Here is the pseudo-code:
func longestSubKD(str, k)
if s == null || len(s) == 0
return 0
int maxLenght = 0
Set<Character> charSet = new HashSet
for i from 0 to len(s)
charSet.clear()
for j from i to len(s) and charSet.size() <= k // comment
charSet.add(str.charAt(j))
end for
maxLength = Math.max(maxLength, j-i)
// since the for loop breaks after the condition becomes false
// (one step beyond the constraint), j-i+1 the +1 is omitted
end for
return maxLength
end func
The pseudo-code looks good but there's one logical error.
How For Loop Works
int i = 0;
int j = i;
for (i = 0; i < 5 && (j - 1) <= 3; i++) {
j = i;
}
System.out.println("j: " + j + " i: " + i);
for (j = 0; j - 1 <= 3; j++) {
}
System.out.println("the other j: " + j);
What is the output for i, j, and the other j? They should all output 5 right? Noooo ʕº̫͡ºʔ
In fact, i = 5, j = 4!, the other j = 5. How so? Let's examine how a for loop actually works
Init: i = 0, j = i
Condition: i < 5 && (j - 1) <= 3
Conditional Code: j = i
Increment: i++
--F-> end loop
|
Init ----> Condition --T-> ConCode ----> Increment
/ |
| /
--------------------------------
You see we get to increment i = 5, then the condition becomes false and the loop ends.
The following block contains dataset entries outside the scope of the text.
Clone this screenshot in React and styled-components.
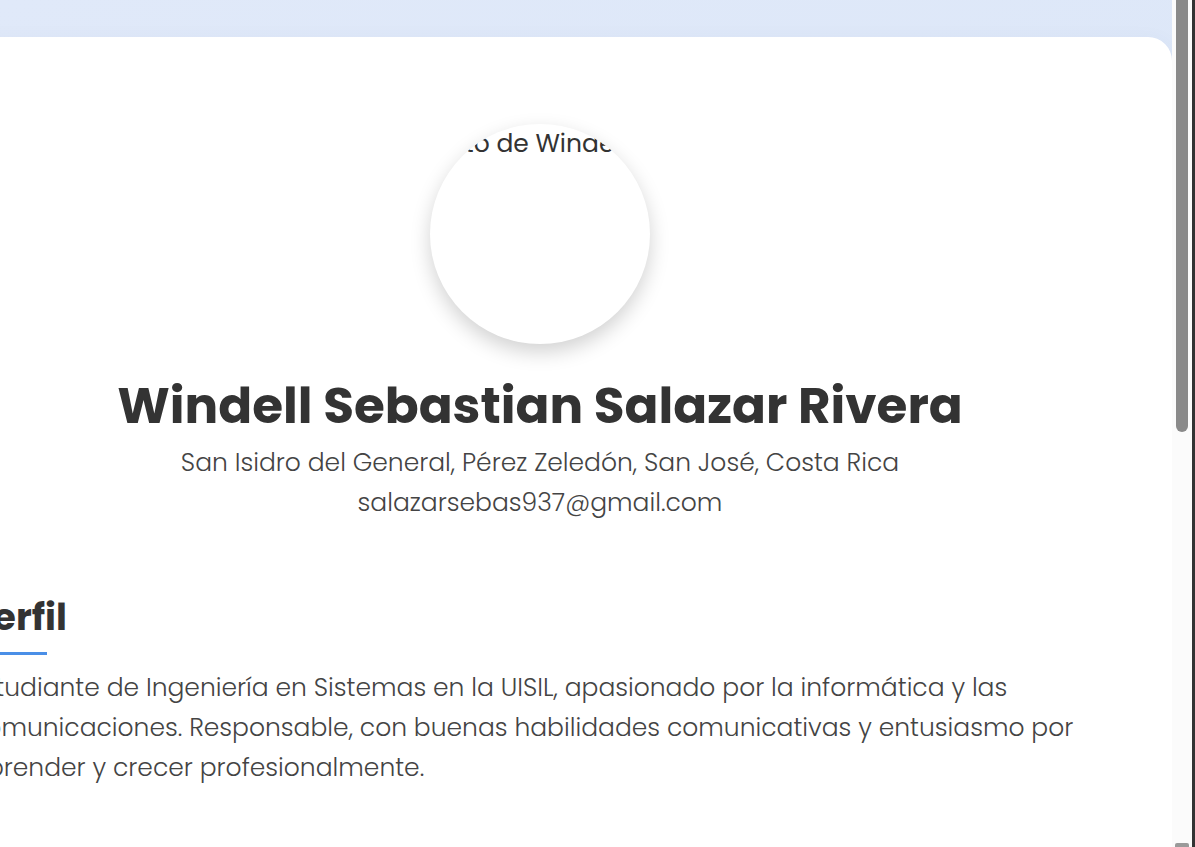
import React from 'react';
import styled, { createGlobalStyle } from 'styled-components';

const FONT = `"Poppins", "Open Sans", "Noto Sans", sans-serif`;

const GlobalStyle = createGlobalStyle`
	html, body {
		margin: 0;
		padding: 0;
		overflow: hidden;
	}
	body {
		font-family: ${FONT};
		color: #333;
	}
	* {
		box-sizing: border-box;
	}
`;

const profile = {
	name: 'Windell Sebastian Salazar Rivera',
	location: 'San Isidro del General, Pérez Zeledón, San José, Costa Rica',
	email: 'salazarsebas937@gmail.com',
	summary:
		'Estudiante de Ingeniería en Sistemas en la UISIL, apasionado por la informática y las comunicaciones. Responsable, con buenas habilidades comunicativas y entusiasmo por aprender y crecer profesionalmente.',
};

const App = () => {
	return (
		<>
			<GlobalStyle />
			<Frame>
				<Viewport>
					<Card>
						<Header>
							<Photo>
								<AltText>Foto de {profile.name}</AltText>
							</Photo>
							<Name>{profile.name}</Name>
							<Contact>{profile.location}</Contact>
							<Contact>{profile.email}</Contact>
						</Header>

						<Section>
							<SectionTitle>Perfil</SectionTitle>
							<Paragraph>{profile.summary}</Paragraph>
						</Section>
					</Card>
				</Viewport>

				<ScrollTrack>
					<ScrollRail>
						<ScrollThumb />
						<ScrollStub />
					</ScrollRail>
					<ScrollEdge />
				</ScrollTrack>
			</Frame>
		</>
	);
};

const Frame = styled.div`
	display: flex;
	width: 1195px;
	height: 847px;
	overflow: hidden;
`;

const Viewport = styled.main`
	flex: 0 0 1172px;
	height: 100%;
	overflow: hidden;
	display: flex;
	justify-content: flex-end;
	align-items: flex-start;
	padding-top: 37px;
	background: linear-gradient(160deg, #e0e9f9 0%, #d9e5f7 100%);
`;

const Card = styled.div`
	flex: 0 0 1264px;
	min-height: 1000px;
	background: #fff;
	border-radius: 24px;
	padding: 87px 62px 60px;
	box-shadow: 0 4px 20px rgba(60, 90, 140, 0.06);
`;

const Header = styled.header`
	display: flex;
	flex-direction: column;
	align-items: center;
	text-align: center;
`;

const Photo = styled.div`
	width: 220px;
	height: 220px;
	border-radius: 50%;
	overflow: hidden;
	background: #fff;
	box-shadow: 0 8px 20px rgba(0, 0, 0, 0.18);
	text-align: left;
`;

const AltText = styled.span`
	display: block;
	padding-left: 6px;
	white-space: nowrap;
	font-size: 25px;
	line-height: 40px;
	color: #333;
`;

const Name = styled.h1`
	margin: 32px 0 7px;
	font-size: 50px;
	line-height: 60px;
	font-weight: 700;
	color: #333;
`;

const Contact = styled.p`
	margin: 0;
	font-size: 25px;
	line-height: 40px;
	font-weight: 300;
	color: #444;
`;

const Section = styled.section`
	margin-top: 73px;
`;

const SectionTitle = styled.h2`
	position: relative;
	margin: 0 0 13px;
	padding-bottom: 17px;
	font-size: 37px;
	line-height: 42px;
	font-weight: 700;
	color: #333;

	&::after {
		content: '';
		position: absolute;
		left: 0;
		bottom: 0;
		width: 77px;
		height: 3px;
		background: #4a8fe7;
	}
`;

const Paragraph = styled.p`
	margin: 0;
	font-size: 25px;
	line-height: 40px;
	font-weight: 300;
	color: #444;
`;

const ScrollTrack = styled.div`
	flex: 0 0 23px;
	display: flex;
	gap: 4px;
	padding-left: 4px;
	background: #fbfbfb;
`;

const ScrollRail = styled.div`
	width: 12px;
	display: flex;
	flex-direction: column;
	justify-content: space-between;
`;

const ScrollThumb = styled.div`
	height: 432px;
	background: #8a8a8a;
	border-radius: 0 0 6px 6px;
`;

const ScrollStub = styled.div`
	height: 4px;
	margin-left: -1px;
	width: 14px;
	background: #9a9a9a;
	border-radius: 2px 2px 0 0;
`;

const ScrollEdge = styled.div`
	flex: 1;
	background: #333;
`;

export default App;
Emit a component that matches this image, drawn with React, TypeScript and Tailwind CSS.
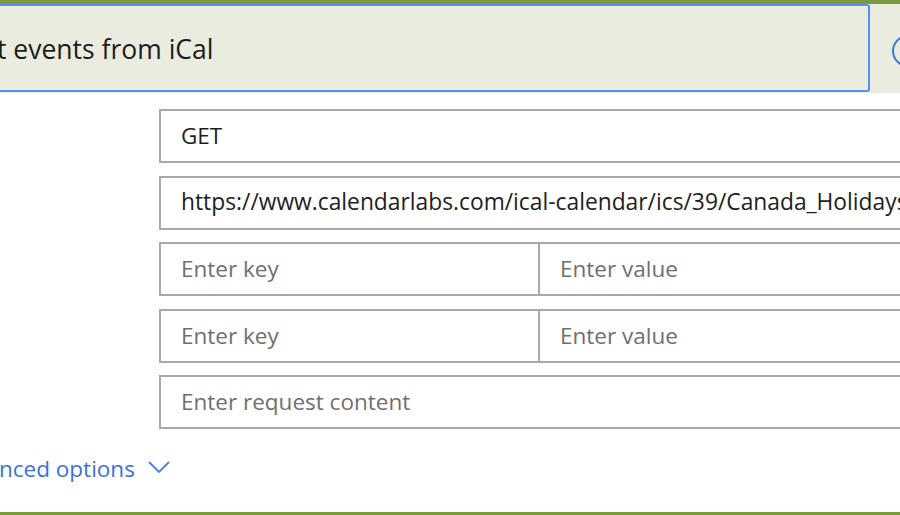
import React from "react";

const font = { fontFamily: '"Open Sans", "Noto Sans", sans-serif' };

function Field({ children, placeholder, size = "text-[22.5px]" }: { children?: React.ReactNode; placeholder?: boolean; size?: string }) {
  return (
    <div
      className={`h-[54px] w-[800px] shrink-0 border-2 border-[#a9a9a9] flex items-center pl-[20px] ${size} ${
        placeholder ? "text-[#6f6f6f]" : "text-[#1e1e1e]"
      } whitespace-nowrap overflow-hidden`}
    >
      {children}
    </div>
  );
}

function KeyValue() {
  return (
    <div className="h-[54px] w-[800px] shrink-0 border-2 border-[#a9a9a9] flex text-[22.5px] text-[#6f6f6f]">
      <div className="w-[379px] shrink-0 border-r-2 border-[#a9a9a9] flex items-center pl-[20px]">Enter key</div>
      <div className="flex-1 flex items-center pl-[20px]">Enter value</div>
    </div>
  );
}

export default function App() {
  return (
    <div className="w-[900px] h-[515px] overflow-hidden bg-white flex flex-col" style={font}>
      <div className="h-[4px] shrink-0 bg-[#7b9a40]" />
      <div className="h-[89px] shrink-0 bg-[#eaecdf] flex items-start overflow-hidden">
        <div className="-ml-[4px] w-[874px] h-[88px] shrink-0 border-2 border-[#5b8cf5] rounded-[3px] flex items-center text-[26.5px] text-[#1c1c1c] whitespace-nowrap">
          <span className="-ml-[1px] mt-[3px]">t events from iCal</span>
        </div>
        <div className="ml-[22px] mt-[31px] w-[32px] h-[32px] shrink-0 rounded-full border-2 border-[#3a78e0]" />
      </div>
      <div className="flex-1 flex flex-col pl-[159px] pt-[16px] gap-[12.5px] overflow-hidden">
        <Field>GET</Field>
        <Field size="text-[22.8px]">https://www.calendarlabs.com/ical-calendar/ics/39/Canada_Holidays.ics</Field>
        <KeyValue />
        <KeyValue />
        <Field placeholder>Enter request content</Field>
      </div>
      <div className="h-[80px] shrink-0 flex items-start pt-[22px] -ml-[1px]">
        <span className="text-[22.5px] text-[#3b72d8] leading-[30px]">nced options</span>
        <svg className="ml-[12px] mt-[6px]" width="24" height="14" viewBox="0 0 24 14" fill="none">
          <path d="M2 2 L12 12 L22 2" stroke="#4a80e3" strokeWidth="1.8" />
        </svg>
      </div>
      <div className="h-[3px] shrink-0 bg-[#7b9a3a]" />
    </div>
  );
}
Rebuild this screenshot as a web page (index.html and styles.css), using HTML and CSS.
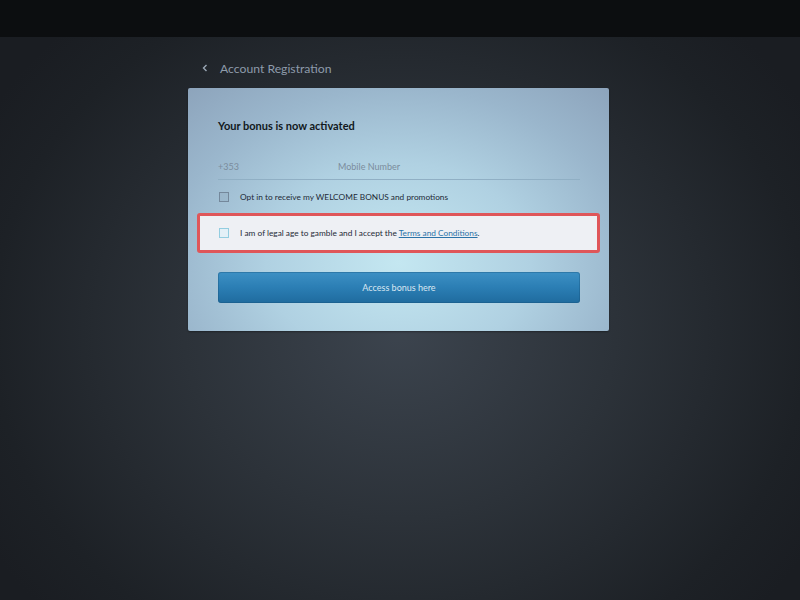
FILE: index.html
```html
<!DOCTYPE html>
<html lang="en">
<head>
<meta charset="utf-8">
<title>Account Registration</title>
<link rel="stylesheet" href="styles.css">
</head>
<body>
<div class="topbar"></div>
<main class="stage">
  <div class="panel">
    <div class="heading">
      <span class="back">
        <svg width="6" height="8" viewBox="0 0 6 8"><path d="M4.5 1 L1.5 4 L4.5 7" fill="none" stroke="#9aa7b5" stroke-width="1.4"/></svg>
      </span>
      <span class="heading-text">Account Registration</span>
    </div>
    <section class="card">
      <h1 class="title">Your bonus is now activated</h1>
      <div class="phone">
        <span class="prefix">+353</span>
        <span class="placeholder">Mobile Number</span>
      </div>
      <label class="check-row">
        <span class="box"></span>
        <span>Opt in to receive my WELCOME BONUS and promotions</span>
      </label>
      <div class="alert">
        <label class="check-row">
          <span class="box box-light"></span>
          <span>I am of legal age to gamble and I accept the <a class="link">Terms and Conditions</a>.</span>
        </label>
      </div>
      <button class="cta">Access bonus here</button>
    </section>
  </div>
</main>
</body>
</html>
```
FILE: styles.css
```css
* { box-sizing: border-box; }
html, body { margin: 0; padding: 0; }
body {
  width: 800px;
  height: 600px;
  overflow: hidden;
  font-family: Lato, "Open Sans", sans-serif;
  background: #1b1f24;
}
.topbar {
  height: 37px;
  background: #0c0e10;
}
.stage {
  height: 563px;
  background: radial-gradient(ellipse 480px 420px at 50% 52%, #3c444e 0%, #2c3239 45%, #1d2126 85%, #1a1d22 100%);
}
.panel {
  width: 421px;
  margin-left: 188px;
  padding-top: 22px;
}
.heading {
  display: flex;
  align-items: center;
  height: 18px;
  padding-left: 14px;
  margin-bottom: 11px;
}
.back { display: flex; width: 18px; }
.heading-text {
  color: #8e9bab;
  font-size: 12.2px;
}
.card {
  height: 243px;
  border-radius: 2px;
  padding: 31px 29px 0 30px;
  background: radial-gradient(ellipse 330px 250px at 50% 72%, #c4e7f1 0%, #b0d1e2 40%, #9ab6cc 70%, #8aa0b8 100%);
  box-shadow: 0 1px 2px rgba(0,0,0,0.35);
}
.title {
  margin: 0;
  font-size: 11px;
  font-weight: 700;
  color: #111820;
  line-height: 14px;
}
.phone {
  display: flex;
  align-items: center;
  margin-top: 20px;
  height: 27px;
  border-bottom: 1px solid #90afc4;
  font-size: 9px;
  color: #7b8c9c;
}
.prefix { width: 120px; }
.check-row {
  display: flex;
  align-items: center;
  font-size: 8.3px;
  color: #1e2a36;
  height: 14px;
}
.phone + .check-row { margin-top: 10px; }
.box {
  width: 10px;
  height: 10px;
  border: 1px solid #74889b;
  background: rgba(120,140,160,0.15);
  margin: 0 11px 0 1px;
  flex: none;
}
.box-light {
  border-color: #93cde0;
  background: rgba(220,240,248,0.6);
}
.alert {
  margin: 9px -20px 0 -21px;
  height: 40px;
  border: 3px solid #df5659;
  border-radius: 3px;
  background: #eef0f4;
  display: flex;
  align-items: center;
  padding-left: 18px;
}
.link {
  color: #2a73a8;
  text-decoration: underline;
}
.cta {
  display: block;
  width: 362px;
  height: 31px;
  margin-top: 19px;
  border: 0;
  border-radius: 3px;
  background: linear-gradient(180deg, #3d90c4 0%, #2b7eb4 50%, #1f6b9e 100%);
  box-shadow: inset 0 0 0 1px rgba(20,80,120,0.35);
  color: #dbe8f2;
  font-family: Lato, "Open Sans", sans-serif;
  font-size: 9px;
  padding: 0;
}
```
We never get to the conditional code in this case.
Brute Force Code
Very brute force O(n^3)
# generate every substring
# then calcualte the longest substring that satisfies the condition
def lengthOfLongestSubstringKDistinct(self, s: str, k: int) -> int:
n = len(s)
max_length = 0
if n == 0 or k <= 0:
return max_length
for i in range(n):
for j in range(i+1, n+1):
current_substr = s[i:j]
current_set = set(current_substr)
if len(current_set) > k:
break
if len(current_substr) > max_length:
max_length = len(current_substr)
return max_length
brute force O(n^2)
def lengthOfLongestSubstringKDistinct(self, s: str, k: int) -> int:
n = len(s)
max_size = 0
if n == 0 or k <= 0:
return max_size
for i in range(n):
current_set = set()
for j in range(i, n):
current_set.add(s[j])
if len(current_set) > k:
break
current_window_size = j - i + 1
if current_window_size > max_size:
max_size = current_window_size
return max_size
public int lengthOfLongestSubstringKDistinct(String str, int k) {
if (k <= 0 || str == null || str.length() == 0) {
return 0;
}
int maxLength = 0;
Set<Character> charSet = new HashSet<>();
int i, j;
for (i = 0; i < str.length(); i++) {
charSet.clear();
for (j = i; j < str.length(); j++) {
charSet.add(str.charAt(j));
if (charSet.size() > k) {
break;
}
}
maxLength = Math.max(maxLength, j-i);
}
return maxLength;
}
The time complexity is O(n^2). A relatively long string will result in Time Limit Exceeded.
Sliding Window Approach
Observe the following:
I: s = "eceba", k = 3
S e c e b a
L1 i---->j
L2 i---->j
L3 i-->j
L4 i->j
Moving j back to i is not necessary. Just extend the window as we go.
Set is not enough. We need a map for the frequency of each character.
Sliding Window Code
Extend - add new key to map or increment the value
Maintain - check the current window is the max length
Shrink - decrement the value or evict the key if value is 0
public int lengthOfLongestSubstringKDistinct(String s, int k) {
// validate input
if (s == null || k < 0) {
return -1;
}
// init map, key is character in s, value is its occurence
Map<Character, Integer> charMap = new HashMap<>();
// sliding window
int maxLength = 0;
int j = 0;
for (int i = 0; i < s.length(); i++) {
// extend
char curChar;
while (j < s.length()) {
curChar = s.charAt(j);
if (charMap.containsKey(curChar)) {
charMap.put(curChar, charMap.get(curChar) + 1);
} else {
if (charMap.size() < k) {
charMap.put(curChar, 1);
} else {
break; // and condition in the while loop
}
}
j++;
}
// update
maxLength = Math.max(maxLength, j - i);
// shrink
char removeChar = s.charAt(i);
if (charMap.get(removeChar) != null && charMap.get(removeChar) > 1) {
charMap.put(removeChar, charMap.get(removeChar) - 1);
} else {
charMap.remove(removeChar);
}
}
return maxLength;
}
# because you have to extend to get a longer answer
# compute the substrings in between is not going to yield a better solution
def lengthOfLongestSubstringKDistinct(self, s: str, k: int) -> int:
n = len(s)
max_size = 0
if n == 0 or k <= 0:
return max_size
# char is the just str with len 1
letter_dict: Dict[str, int] = {}
j = 0
for i in range(n):
# extend
# exit when there is one over
while j < n:
current_letter = s[j]
if current_letter in letter_dict:
letter_dict[current_letter] = letter_dict[current_letter] + 1
j += 1
else:
if len(letter_dict) == k:
break
letter_dict[current_letter] = 1
j += 1
# check
current_window_size = j - i
max_size = max(max_size, current_window_size)
# shrink
first_letter = s[i]
if letter_dict[first_letter] > 1:
letter_dict[first_letter] = letter_dict[first_letter] - 1
else:
letter_dict.pop(first_letter)
return max_size
Complexity
Only slide the window one way so O(n) time. O(k) space.